# Worm worry.....



## Blossomgirl (Jul 21, 2011)

Oh no Blossom did a poo this afternoon and there was a strand of spaghetti wriggling from it!!! Urgh it made me feel sick...I used Advocate on her about 2wks ago so why has she got worms? and why do these things happen at the week end?? 
Is there anywhere I can get affective treatment for her tomorrow (sunday)?


----------



## Tressa (Aug 31, 2010)

Pets @ Home are open on Sundays. You must be so worried, but maybe not worms after Advocate - could it actually BE spaghetti? Or string - I know my wee fellow eats a lot of things he shouldn't. Anyway P @ H should be able to help. Sorry I am not much good with advice. Good luck.


----------



## caradunne (Nov 29, 2010)

Also Boots the chemist sell pet medicines. If you are really worried your vet will probably have an emergency service.


----------



## lola24 (Aug 14, 2011)

Don't panic! Advocate will partly paralyse the worms so although you may see them and they may still be alive it is doing what it is meant to. Other products like drontal (praziquantel) will kind of dissolve the worms so they are not seen. Don't give anything else yet and speak to your vet/ nurse on monday. Unless she is showing symptoms of a roundworm (spaghetti) burden- (pot belly, thin generally, lethargic, vommiting worms, possibly diarrhoea and dragging bottom), i wouldn't give her anything else till her next advocate is due  Also remember general hygiene with hand washing after playing/ cuddling her and don't let her lick your face- this is especially important for children


----------



## Blossomgirl (Jul 21, 2011)

lola24 said:


> Don't panic! Advocate will partly paralyse the worms so although you may see them and they may still be alive it is doing what it is meant to. Other products like drontal (praziquantel) will kind of dissolve the worms so they are not seen. Don't give anything else yet and speak to your vet/ nurse on monday. Unless she is showing symptoms of a roundworm (spaghetti) burden- (pot belly, thin generally, lethargic, vommiting worms, possibly diarrhoea and dragging bottom), i wouldn't give her anything else till her next advocate is due  Also remember general hygiene with hand washing after playing/ cuddling her and don't let her lick your face- this is especially important for children


She has been dragging her bottom alot today and there was one spaghetti worm wiggling in her poo this afternoon...I administered the advocate 2wks ago and am worried I didnt do it properly!! Since seeing the worm I feel dirty and itchy! Im a little squeamish. Is it ok to wait until Monday...Im with there pet plan scheme so the flea and worm treatment are included in the £10 a month I pay.x


----------



## lola24 (Aug 14, 2011)

If she is well otherwise there will be absolutely no harm in waiting till monday. Just remember the hand washing!!
PS- at my practice i offer weigh and worm clinics which are free- once a month the pups come in and get weighed and i put the advocate on whilst they gobble some treats. I think these are great as the pups get used to coming without getting any injections etc, i can keep track of their weight and the owner can ask any questions etc that they have. Ask your vets on monday- they may do the same!


----------



## Blossomgirl (Jul 21, 2011)

lola24 said:


> If she is well otherwise there will be absolutely no harm in waiting till monday. Just remember the hand washing!!
> PS- at my practice i offer weigh and worm clinics which are free- once a month the pups come in and get weighed and i put the advocate on whilst they gobble some treats. I think these are great as the pups get used to coming without getting any injections etc, i can keep track of their weight and the owner can ask any questions etc that they have. Ask your vets on monday- they may do the same!

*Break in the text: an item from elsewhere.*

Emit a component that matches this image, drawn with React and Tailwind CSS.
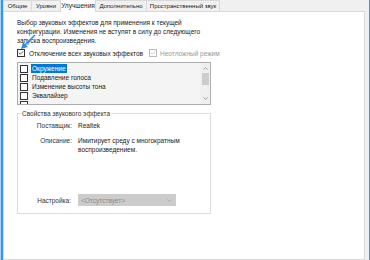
import { ChevronUp, ChevronDown, Check } from 'lucide-react';

const tabs = [
  { label: 'Общие', w: 'w-[29px]' },
  { label: 'Уровни', w: 'w-[30px]' },
  { label: 'Улучшения', w: 'w-[36px]', active: true },
  { label: 'Дополнительно', w: 'w-[52px]' },
  { label: 'Пространственный звук', w: 'w-[74px]' },
];

const effects = ['Окружение', 'Подавление голоса', 'Изменение высоты тона', 'Эквалайзер', ''];

const Box = ({ checked, disabled }) => (
  <span
    className={`w-[8px] h-[8px] shrink-0 border flex items-center justify-center bg-white ${
      disabled ? 'border-[#bcbcbc]' : 'border-[#333]'
    }`}
  >
    {checked && <Check size={8} strokeWidth={3} className={disabled ? 'text-[#bcbcbc]' : 'text-[#222]'} />}
  </span>
);

export default function App() {
  return (
    <div
      className="w-[370px] h-[260px] bg-[#f0f0f0] flex overflow-hidden text-[6.5px] leading-[9px] text-[#1a1a1a]"
      style={{ fontFamily: '"Liberation Sans", Arial, sans-serif' }}
    >
      <div className="w-[1px] bg-[#a9d1f5]" />
      <div className="w-[2px] bg-[#3d95e0]" />
      <div className="flex-1 flex flex-col">
        <div className="flex h-[11px] items-end">
          {tabs.map((t) =>
            t.active ? (
              <div
                key={t.label}
                className={`${t.w} shrink-0 whitespace-nowrap h-[13px] bg-white border border-b-0 border-[#d9d9d9] -mr-[1px] flex items-start justify-center pt-[1px] relative z-10 translate-y-[1px]`}
              >
                {t.label}
              </div>
            ) : (
              <div
                key={t.label}
                className={`${t.w} shrink-0 whitespace-nowrap text-[6px] h-[11px] bg-[#f0f0f0] border border-b-0 border-[#d9d9d9] -mr-[1px] flex items-center justify-center`}
              >
                {t.label}
              </div>
            )
          )}
        </div>
        <div className="w-[362px] flex-1 bg-white border border-[#d9d9d9] pl-[13px] pt-[6px]">
          <p className="text-[#222]">
            Выбор звуковых эффектов для применения к текущей
            <br />
            конфигурации. Изменения не вступят в силу до следующего
            <br />
            запуска воспроизведения.
          </p>
          <div className="relative mt-[3px] flex items-center h-[10px]">
            <svg className="absolute left-[2px] -top-[14px]" width="18" height="17" viewBox="0 0 18 17">
              <path d="M16 1 L5 12" stroke="#2a8fe0" strokeWidth="1.6" />
              <path d="M2 15 L4 8 L9 13 Z" fill="#2a8fe0" />
            </svg>
            <Box checked />
            <span className="ml-[4px]">Отключение всех звуковых эффектов</span>
            <span className="ml-[6px] flex items-center text-[#9a9a9a]">
              <Box checked disabled />
              <span className="ml-[3px]">Неотложный режим</span>
            </span>
          </div>
          <div className="mt-[4px] w-[194px] h-[43px] border border-[#adadad] bg-[#f4f4f4] flex overflow-hidden">
            <div className="flex-1 pt-[1px] pl-[2px]">
              {effects.map((e, i) => (
                <div key={i} className="flex items-center h-[9px]">
                  <Box />
                  <span className={`ml-[3px] px-[1px] ${i === 0 ? 'bg-[#0078d7] text-white' : ''}`}>{e}</span>
                </div>
              ))}
            </div>
            <div className="w-[10px] flex flex-col items-center bg-[#f0f0f0]">
              <ChevronUp size={7} className="text-[#606060] mt-[2px]" />
              <div className="w-[7px] h-[12px] bg-[#cdcdcd] mt-[1px]" />
              <div className="flex-1" />
              <ChevronDown size={7} className="text-[#606060] mb-[2px]" />
            </div>
          </div>
          <div className="mt-[8px] w-[194px] h-[101px] border border-[#dcdcdc] relative pt-[7px]">
            <span className="absolute -top-[5px] left-[3px] bg-white px-[1px] text-[#333]">Свойства звукового эффекта</span>
            <div className="flex">
              <span className="w-[54px] shrink-0 text-right text-[#333]">Поставщик:</span>
              <span className="ml-[6px]">Realtek</span>
            </div>
            <div className="flex mt-[6px]">
              <span className="w-[54px] shrink-0 text-right text-[#333]">Описание:</span>
              <span className="ml-[6px]">
                Имитирует среду с многократным
                <br />
                воспроизведением.
              </span>
            </div>
            <div className="flex items-center mt-[40px]">
              <span className="w-[53px] shrink-0 text-right text-[#333]">Настройка:</span>
              <div className="ml-[7px] w-[98px] h-[12px] bg-[#cccccc] flex items-center justify-between px-[3px] text-[#8a8a8a]">
                <span>&lt;Отсутствует&gt;</span>
                <ChevronDown size={7} className="text-[#9a9a9a]" />
              </div>
            </div>
          </div>
        </div>
      </div>
      <div className="w-[4px]" />
      <div className="w-[1px] bg-[#3d95e0]" />
    </div>
  );
}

That sounds good but I dont think my vets do that, they are always so busy. I am at the better of the 2 vets in my area. 
They didnt weigh her when I went in for 2nd jab so I put her on the scales myself and she was 2.8kg at 10wks (is that about right?). 

We are washing our hands lots and using sanitiser....there was another worm in her poo a little while ago but was more mixed in so didnt see it wiggling and wouldnt of known if I hadnt seen the wriggler from the last one. xx


----------



## caradunne (Nov 29, 2010)

lola24 said:


> If she is well otherwise there will be absolutely no harm in waiting till monday. Just remember the hand washing!!
> PS- at my practice i offer weigh and worm clinics which are free- once a month the pups come in and get weighed and i put the advocate on whilst they gobble some treats. I think these are great as the pups get used to coming without getting any injections etc, i can keep track of their weight and the owner can ask any questions etc that they have. Ask your vets on monday- they may do the same!


Are you a vet? I hope so, could be very reassuring for people on here at times.


----------



## Cockapoodledoo (Feb 8, 2011)

I think Lola24 is a veterinary nurse so is a great for advice.

Karen x


----------



## caradunne (Nov 29, 2010)

Cockapoodledoo said:


> I think Lola24 is a veterinary nurse so is a great for advice.
> 
> Karen x


That is brilliant


----------



## DONNA (Jan 7, 2011)

Tammy i'd do what Lola said and prehaps you could ask your vet to put the Advocate on when its next due so you can watch how they do it to make sure your doing it correct.Buddy has a chewy tablet for wroms cant remember name now but if your worried prehaps you could ask what alternatives there are??


----------



## Mogdog (Feb 6, 2011)

Does Advocate cover for every worm? ... I've got a feeling it doesn't which is why giving Drontal also is necessary. Not sure, off hand, what it doesn't cover though ? ?


----------



## cockerpoo61 (Jun 24, 2011)

Our two cockerpoos are not puppies now but we have always used Advocate on them every month and every 6 months we give them a dose of Drontal, as directed by our vet and so far they have always been fine. They are wieghed every time they go to the vets to make sure the correct dose of Advocate and Drontal are given.


----------



## M&M's mummy (Jul 12, 2011)

As you have administered Advocate recently I would seek vets advice before giving anything else.

In the mean time till vets open give some carrots.

They are suppose to be a natural remedy for worms- it is to do with the oils in them.


----------



## Blossomgirl (Jul 21, 2011)

M&M's mummy said:


> As you have administered Advocate recently I would seek vets advice before giving anything else.
> 
> In the mean time till vets open give some carrots.
> 
> They are suppose to be a natural remedy for worms- it is to do with the oils in them.


Thankyou all, I havent spotted any worms today but dont trust that they have gone.....thats weird I almost gave her a carrot today!! Will do that in the morning before I pop in the vets for advise.x


----------